Department of Housing staff, represented by Ana Ortega, told the council that proposed verification would rely on a written declaration under penalty of perjury and additional documentation as specified by the ordinance text, and that the precise parameters would be set in the final ordinance prepared by the City Attorney.

Public testimony showed a strong split. Small landlords and several individual property owners warned of financial harm and possible loss of small rental units; one long-term owner urged the council to avoid rules that would “crear vacantes” and harm affordable supply. Tenant advocates, union representatives and community groups said the proposed protections were essential to prevent immediate homelessness while federal and local recovery funds are distributed.

On procedure, Councilmember Park introduced multiple distributed modifications (13C, 13B, 13A) during the meeting. The council voted on those amendments on the floor: 13C failed; 13B failed (vote recorded 7–4); 13A passed (8–3). After multiple procedural votes and a motion to receive-and-file a modified version of Item 13 (moved by Councilmember Lee and seconded by Councilmember Rodríguez), the council recorded a vote to receive and file that version. Because of subsequent motions and a request for reconsideration, the larger ordinance did not reach final adoption and will return to a future meeting for additional consideration.

Council members highlighted available funding under Measure ULA and other city programs but noted those programs require time to stand up and distribute money; staff said substantial ULA production and prevention funds remain programmed but that immediate disbursement would be limited in the near term.

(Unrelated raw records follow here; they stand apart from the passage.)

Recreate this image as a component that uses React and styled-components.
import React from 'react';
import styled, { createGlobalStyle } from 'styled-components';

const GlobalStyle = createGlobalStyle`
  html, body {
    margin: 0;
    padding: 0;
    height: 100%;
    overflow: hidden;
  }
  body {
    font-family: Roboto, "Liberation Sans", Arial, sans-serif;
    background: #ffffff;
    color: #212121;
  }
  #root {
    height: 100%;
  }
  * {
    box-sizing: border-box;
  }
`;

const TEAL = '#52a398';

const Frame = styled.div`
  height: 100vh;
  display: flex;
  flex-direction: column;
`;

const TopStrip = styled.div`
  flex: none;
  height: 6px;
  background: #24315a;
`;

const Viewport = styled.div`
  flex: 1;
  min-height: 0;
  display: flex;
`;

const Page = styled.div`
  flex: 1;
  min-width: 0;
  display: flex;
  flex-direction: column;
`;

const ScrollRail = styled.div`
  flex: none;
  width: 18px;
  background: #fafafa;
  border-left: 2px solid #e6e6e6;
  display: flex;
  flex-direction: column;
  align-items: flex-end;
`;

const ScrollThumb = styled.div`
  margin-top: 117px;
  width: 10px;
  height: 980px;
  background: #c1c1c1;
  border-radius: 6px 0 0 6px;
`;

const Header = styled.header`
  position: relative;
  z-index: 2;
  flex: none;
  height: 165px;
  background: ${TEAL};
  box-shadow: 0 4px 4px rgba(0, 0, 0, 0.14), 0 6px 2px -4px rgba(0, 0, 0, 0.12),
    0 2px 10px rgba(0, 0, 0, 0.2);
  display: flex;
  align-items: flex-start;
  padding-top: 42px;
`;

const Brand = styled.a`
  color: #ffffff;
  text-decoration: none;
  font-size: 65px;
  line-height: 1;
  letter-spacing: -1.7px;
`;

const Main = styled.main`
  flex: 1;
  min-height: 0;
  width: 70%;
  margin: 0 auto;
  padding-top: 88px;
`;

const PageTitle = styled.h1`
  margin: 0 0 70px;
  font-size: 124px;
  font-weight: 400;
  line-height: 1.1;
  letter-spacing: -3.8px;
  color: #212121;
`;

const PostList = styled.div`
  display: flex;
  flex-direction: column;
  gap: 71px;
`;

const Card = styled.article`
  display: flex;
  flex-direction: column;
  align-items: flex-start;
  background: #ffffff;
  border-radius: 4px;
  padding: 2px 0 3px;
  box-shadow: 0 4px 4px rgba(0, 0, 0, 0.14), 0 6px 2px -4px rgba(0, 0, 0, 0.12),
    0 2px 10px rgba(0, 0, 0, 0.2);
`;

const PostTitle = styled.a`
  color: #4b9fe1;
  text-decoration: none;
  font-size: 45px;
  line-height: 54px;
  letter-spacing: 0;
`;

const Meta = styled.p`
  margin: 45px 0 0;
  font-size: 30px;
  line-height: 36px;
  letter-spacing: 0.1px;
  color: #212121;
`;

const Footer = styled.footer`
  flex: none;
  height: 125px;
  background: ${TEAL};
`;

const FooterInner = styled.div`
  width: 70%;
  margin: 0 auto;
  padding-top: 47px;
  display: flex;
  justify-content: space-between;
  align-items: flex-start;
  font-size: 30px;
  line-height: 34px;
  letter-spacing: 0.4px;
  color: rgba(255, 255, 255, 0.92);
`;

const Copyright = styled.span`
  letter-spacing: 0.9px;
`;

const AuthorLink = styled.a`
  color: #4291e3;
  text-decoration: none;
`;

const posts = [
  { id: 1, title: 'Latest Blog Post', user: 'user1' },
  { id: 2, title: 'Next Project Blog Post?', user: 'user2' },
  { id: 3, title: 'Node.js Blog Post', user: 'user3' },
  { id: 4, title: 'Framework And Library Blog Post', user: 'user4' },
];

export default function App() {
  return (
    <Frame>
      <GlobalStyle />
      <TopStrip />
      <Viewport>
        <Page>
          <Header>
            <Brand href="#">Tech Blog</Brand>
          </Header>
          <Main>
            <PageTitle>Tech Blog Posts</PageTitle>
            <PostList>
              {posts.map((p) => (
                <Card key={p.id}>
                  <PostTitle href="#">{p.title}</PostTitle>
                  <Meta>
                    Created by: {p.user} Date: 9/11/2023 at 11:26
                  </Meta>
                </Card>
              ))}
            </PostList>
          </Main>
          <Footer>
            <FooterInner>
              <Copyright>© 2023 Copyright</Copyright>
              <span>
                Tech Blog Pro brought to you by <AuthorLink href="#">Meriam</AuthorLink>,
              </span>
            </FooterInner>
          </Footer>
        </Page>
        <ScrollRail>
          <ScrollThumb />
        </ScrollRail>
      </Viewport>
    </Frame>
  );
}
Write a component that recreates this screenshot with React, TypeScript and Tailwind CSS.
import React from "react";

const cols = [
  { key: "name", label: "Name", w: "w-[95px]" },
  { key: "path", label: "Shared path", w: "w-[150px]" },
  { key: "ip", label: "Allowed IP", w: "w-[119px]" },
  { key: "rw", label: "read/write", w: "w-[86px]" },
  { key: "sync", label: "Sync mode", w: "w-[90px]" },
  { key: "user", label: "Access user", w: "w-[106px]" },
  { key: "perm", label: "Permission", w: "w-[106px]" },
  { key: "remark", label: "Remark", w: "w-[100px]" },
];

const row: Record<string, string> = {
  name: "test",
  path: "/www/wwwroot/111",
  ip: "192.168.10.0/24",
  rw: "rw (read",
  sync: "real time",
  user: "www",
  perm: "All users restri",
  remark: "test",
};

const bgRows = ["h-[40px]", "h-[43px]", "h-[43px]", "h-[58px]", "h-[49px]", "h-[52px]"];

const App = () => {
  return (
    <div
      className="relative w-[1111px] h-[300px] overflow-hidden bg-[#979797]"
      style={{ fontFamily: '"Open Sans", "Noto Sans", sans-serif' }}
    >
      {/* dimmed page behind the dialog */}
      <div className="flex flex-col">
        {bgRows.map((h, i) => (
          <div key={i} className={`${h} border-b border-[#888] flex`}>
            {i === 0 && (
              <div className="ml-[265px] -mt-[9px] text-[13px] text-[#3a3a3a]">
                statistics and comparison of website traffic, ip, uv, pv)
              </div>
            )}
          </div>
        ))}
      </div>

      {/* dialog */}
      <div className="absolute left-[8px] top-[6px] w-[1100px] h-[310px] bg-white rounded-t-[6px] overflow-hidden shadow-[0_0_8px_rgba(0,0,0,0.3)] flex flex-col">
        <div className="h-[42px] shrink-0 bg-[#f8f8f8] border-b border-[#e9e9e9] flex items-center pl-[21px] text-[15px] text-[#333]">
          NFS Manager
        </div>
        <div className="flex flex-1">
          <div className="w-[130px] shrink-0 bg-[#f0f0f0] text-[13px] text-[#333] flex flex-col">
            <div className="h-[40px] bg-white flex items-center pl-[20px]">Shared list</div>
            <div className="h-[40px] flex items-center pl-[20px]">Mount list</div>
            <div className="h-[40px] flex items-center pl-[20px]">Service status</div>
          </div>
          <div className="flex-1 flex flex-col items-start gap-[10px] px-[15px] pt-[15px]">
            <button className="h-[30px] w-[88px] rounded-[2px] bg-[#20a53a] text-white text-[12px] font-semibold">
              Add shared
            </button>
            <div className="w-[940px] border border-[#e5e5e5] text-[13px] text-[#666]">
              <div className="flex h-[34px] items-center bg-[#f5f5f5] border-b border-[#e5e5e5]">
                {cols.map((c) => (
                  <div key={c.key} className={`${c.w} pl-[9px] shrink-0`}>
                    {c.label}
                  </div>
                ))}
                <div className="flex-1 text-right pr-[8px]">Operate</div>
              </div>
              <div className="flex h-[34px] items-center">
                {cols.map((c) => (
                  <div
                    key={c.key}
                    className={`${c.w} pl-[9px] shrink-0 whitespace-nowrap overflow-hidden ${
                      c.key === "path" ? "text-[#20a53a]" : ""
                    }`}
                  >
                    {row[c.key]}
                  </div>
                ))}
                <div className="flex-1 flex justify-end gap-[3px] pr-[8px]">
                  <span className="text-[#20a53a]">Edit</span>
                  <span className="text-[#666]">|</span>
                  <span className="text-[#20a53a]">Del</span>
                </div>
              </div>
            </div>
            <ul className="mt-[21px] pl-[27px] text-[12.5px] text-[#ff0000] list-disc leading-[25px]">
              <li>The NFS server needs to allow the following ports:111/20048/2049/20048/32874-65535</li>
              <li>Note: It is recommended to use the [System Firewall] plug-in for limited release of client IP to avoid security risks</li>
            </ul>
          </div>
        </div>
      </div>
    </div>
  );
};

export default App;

Several council members urged combining near-term administrative relief with a parallel ramp-up of direct-assistance programs.

The council’s votes left a partial outcome: one amendment (13A) passed and several elements were approved or received for further drafting, but the full emergency ordinance — including the verification process, the period covered and funding commitments — remained pending and is expected back before the council at a future meeting for final action.

What comes next: City attorneys and housing staff will prepare the ordinance text implementing the provisions the council amended and accepted for drafting; staff also was asked to return with clearer documentation procedures and a timeline for using ULA and other available funds to provide near-term assistance. The council indicated it will revisit the ordinance at a subsequent session if additional votes are required.

Votes at a glance
- Amendment 13C — failed (final tally recorded as failing on the floor).
- Amendment 13B — failed (vote recorded 7–4 on the floor).
- Amendment 13A — approved 8–3 on the council floor.
- Motion to receive-and-file a modified Item 13 (moved by Councilmember Lee; seconded by Councilmember Rodríguez) — vote recorded in favor on the floor; matter remains pending for final ordinance adoption.

Public comment and staff: Dozens of public speakers addressed Item 13 during the publicly noticed comment period. Housing Department staff explained verification options and the limits of immediate ULA fund deployment; advocates and landlords supplied competing accounts of risk and consequence.

The council left the central question — whether to adopt a citywide, emergency tenant-protection ordinance triggered by the fires with specific verification rules and funding commitments — unresolved, and scheduled follow-up drafting and return to the dais for a future vote.